À titre d’exemple, les deux hommes citent le même cas, celui du Monicagate et remarquent que, malgré l’insistance de la classe journalistique à réclamer la démission du président, la population américaine n’a pas suivi. Pourquoi? Parce que les gens se méfient de plus en plus des médias, disent-ils.
Ce qui fait dire à Ramonet que leur crédibilité est en jeu. Sanford, lui, sonne l’alarme: les médias creusent leur propre tombe. Sans l’appui de la population, qui défendra les médias lorsque le pouvoir (financier, politique ou autre) tentera de les museler? Personne.
En entrevue, Ignacio Ramonet fait également référence à la concentration de la presse comme obstacle au travail journalistique. Il cite le cas de la General Electric qui est propriétaire du réseau NBC, une réalité qui a teinté la couverture journalistique de la guerre du Golfe, en 1991.
Le problème de la concentration des médias a des échos chez nous. Le 15 septembre dernier, le Syndicat des travailleurs de l’information du Journal de Montréal déposait une plainte à l’effet qu’il y avait des pressions exercées auprès de ses membres pour orienter la couverture journalistique concernant la station TQS. Le comité des sages mis sur pied lors de l’achat de TQS par Quebecor a rejeté la plainte mais a toutefois proposé l’adoption d’un code de conduite qui encadrerait les relations entre les différentes filiales de Quebecor sur le plan de l’indépendance des décisions rédactionnelles.
Cette situation a également fait l’objet d’un reportage dans le cadre de l’émission Médias dimanche dernier (Radio-Canada, 11 h 30). Le représentant des travailleurs de l’information du Journal de Montréal a bien démontré l’importance démesurée que son quotidien accordait aux activités de l’empire Québécor. «Ce n’est pas de l’information, c’est du publireportage», a-t-il remarqué.
Dans ce contexte pour le moins délicat, comment faut-il interpréter un texte de Paule Beaugrand-Champage, rédactrice en chef du Journal de Montréal, publié ces jours-ci dans le programme du congrès de la FPJQ? Dans ce billet intitulé Plaidoyer pour le feu sacré, elle écrit: «Je ne comprends pas qu’un journaliste, dans n’importe quelle boîte que ce soit, puisse dire: la direction ne veut pas qu’on couvre, elle ne pense qu’à couper les budgets, on ne peut plus travailler. Ben voyons donc! Personne ne peut empêcher un ou une journaliste, passionné(e) de son métier, de trouver une histoire, de la fouiller et de la publier. La société n’a jamais été aussi friande de nouvelles!

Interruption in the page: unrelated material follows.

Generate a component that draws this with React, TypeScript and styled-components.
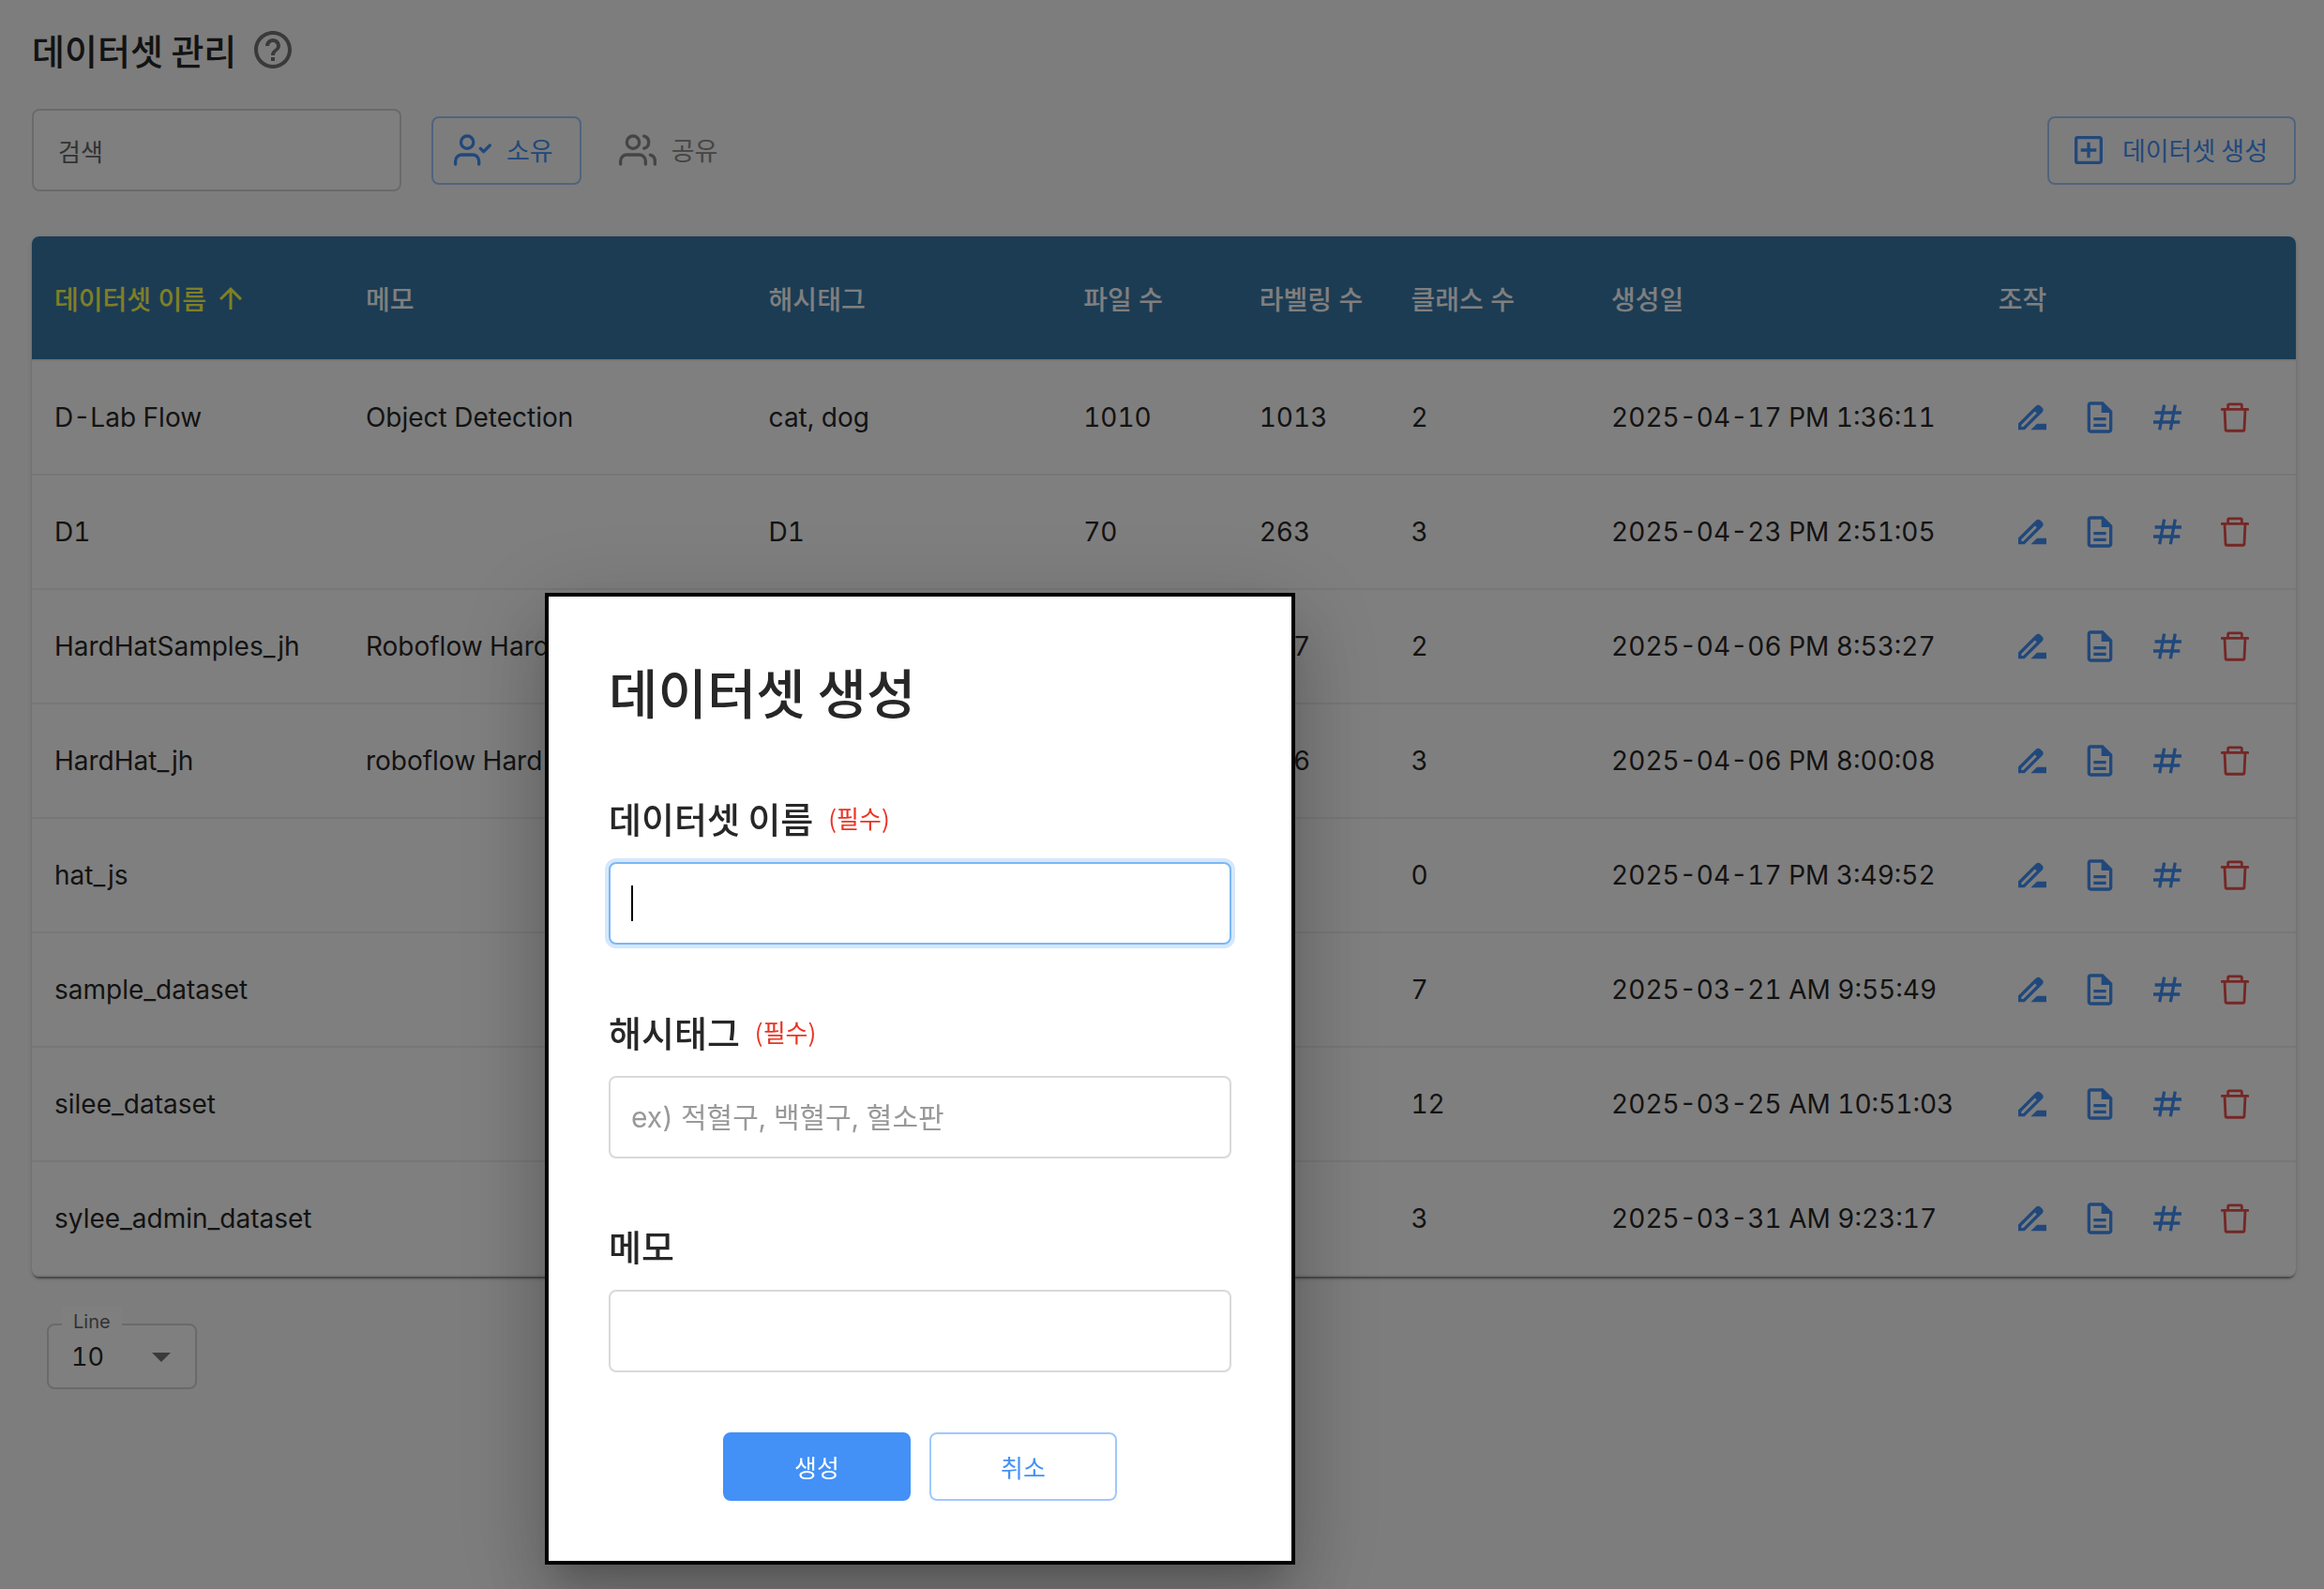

(…) [Les journalistes] sont-ils blasés ou paresseux? Je ne sais trop. Mais j’ai souvent eu envie de les brasser, de leur dire: lâchez les virgules de la convention collective, si vous avez le bonheur d’être syndiqué, et profitez de la protection et du salaire qu’elle vous donne pour mieux faire ce métier, pour retrouver le feu sacré que vous avez déjà eu.»
S’agit-il d’un encouragement à peine voilé de Madame Beaugrand-Champagne à ses journalistes? À moins qu’elle ne critique ses troupes sur la place publique? Étant donné la réputation sans tache du personnage, on optera pour la première option. Reste que son commentaire soulève des questions intéressantes.
Bref, en demandant à ses membres s’ils ont encore le feu sacré, la FPJQ s’apprête à débattre des questions de fond. Le congrès risque d’être passionnant.
Sélection du festival de Banff
Vous voulez voir de la bonne télé? La Cinémathèque québécoise vous invite à visionner la sélection des meilleures émissions de télé du dernier Festival de Banff (l’équivalent de Cannes pour la télé, nous dit-on). Jusqu’à dimanche prochain, vous pourrez voir des émissions en provenance d’Israël, d’Irlande, des Pays-Bas, d’Angleterre, etc. Pour obtenir la programmation complète, consultez le programme de la Cinémathèque ou son site Internet (www.cinematheque.qc.ca). L’entrée est libre.
Mon ennemi intime
Si vous avez manqué cet excellent documentaire présenté cet automne au complexe Ex-Centris, voici la chance de vous rattraper. Le cinéaste allemand Werner Herzog nous parle ici de sa relation ambiguë avec cet étrange personnage qu’était l’acteur Klaus Kinski. Un film intense. Dimanche 21 novembre, à 21 h 30. Télé-Québec.